» Task statement:
Return the count of lines with the string "styles" in them, and nothing else.

» Given information:
#####
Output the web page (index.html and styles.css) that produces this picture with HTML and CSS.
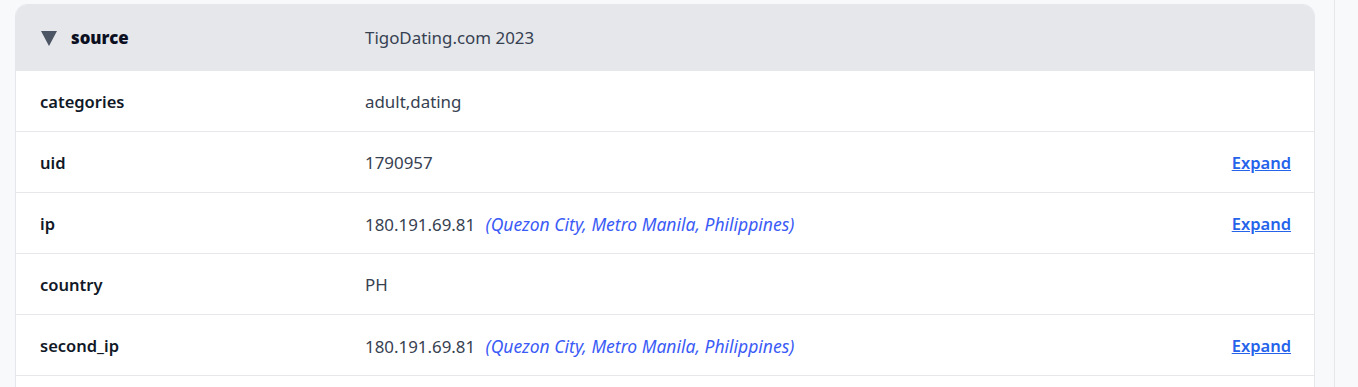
FILE: index.html
```html
<!DOCTYPE html>
<html>
<head>
<meta charset="utf-8">
<link rel="stylesheet" href="styles.css">
</head>
<body>
<div class="layout">
  <main class="main">
    <div class="card">
      <div class="row head">
        <div class="key">
          <svg class="caret" width="16" height="15" viewBox="0 0 16 15"><polygon points="0,0 16,0 8,15" fill="#4b5563"/></svg>
          <span class="src">source</span>
        </div>
        <div class="val">TigoDating.com 2023</div>
      </div>
      <div class="row">
        <div class="key">categories</div>
        <div class="val">adult,dating</div>
      </div>
      <div class="row">
        <div class="key">uid</div>
        <div class="val">1790957</div>
        <a class="expand" href="#">Expand</a>
      </div>
      <div class="row">
        <div class="key">ip</div>
        <div class="val">180.191.69.81 <span class="loc">(Quezon City, Metro Manila, Philippines)</span></div>
        <a class="expand" href="#">Expand</a>
      </div>
      <div class="row">
        <div class="key">country</div>
        <div class="val">PH</div>
      </div>
      <div class="row">
        <div class="key">second_ip</div>
        <div class="val">180.191.69.81 <span class="loc">(Quezon City, Metro Manila, Philippines)</span></div>
        <a class="expand" href="#">Expand</a>
      </div>
      <div class="row">
        <div class="key">&nbsp;</div>
        <div class="val"></div>
      </div>
    </div>
  </main>
  <aside class="side"></aside>
</div>
</body>
</html>
```
FILE: styles.css
```css
html, body {
  margin: 0;
  padding: 0;
  background: #f8f9fb;
  font-family: "Noto Sans", "Open Sans", sans-serif;
  font-size: 16.5px;
  overflow: hidden;
}
.layout {
  display: flex;
  height: 387px;
}
.main {
  width: 1334px;
  padding: 4px 19px 0 15px;
  box-sizing: border-box;
}
.side {
  flex: 1;
  border-left: 1px solid #e5e7eb;
  background: #f8f9fb;
}
.card {
  background: #fff;
  border: 1px solid #e5e7eb;
  border-radius: 12px;
  overflow: hidden;
}
.row {
  display: flex;
  align-items: center;
  height: 58px;
  padding: 2px 23px 0 24px;
  border-bottom: 1px solid #e5e7eb;
  line-height: 24px;
}
.row.head {
  height: 66px;
  padding-top: 0;
  background: #e5e7eb;
  border-bottom: none;
}
.key {
  width: 325px;
  flex: none;
  font-weight: 600;
  color: #111827;
  display: flex;
  align-items: center;
}
.caret {
  margin: 1px 14px 0 1px;
}
.src {
  font-weight: 900;
  font-size: 16.8px;
  color: #0b0f1f;
}
.val {
  flex: 1;
  color: #374151;
  font-size: 16.9px;
}
.loc {
  font-style: italic;
  color: #3b5bf6;
  margin-left: 6px;
  font-size: 17.5px;
}
.expand {
  color: #2563eb;
  font-weight: 600;
  text-decoration: underline;
}
```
#####
» Written solution:
3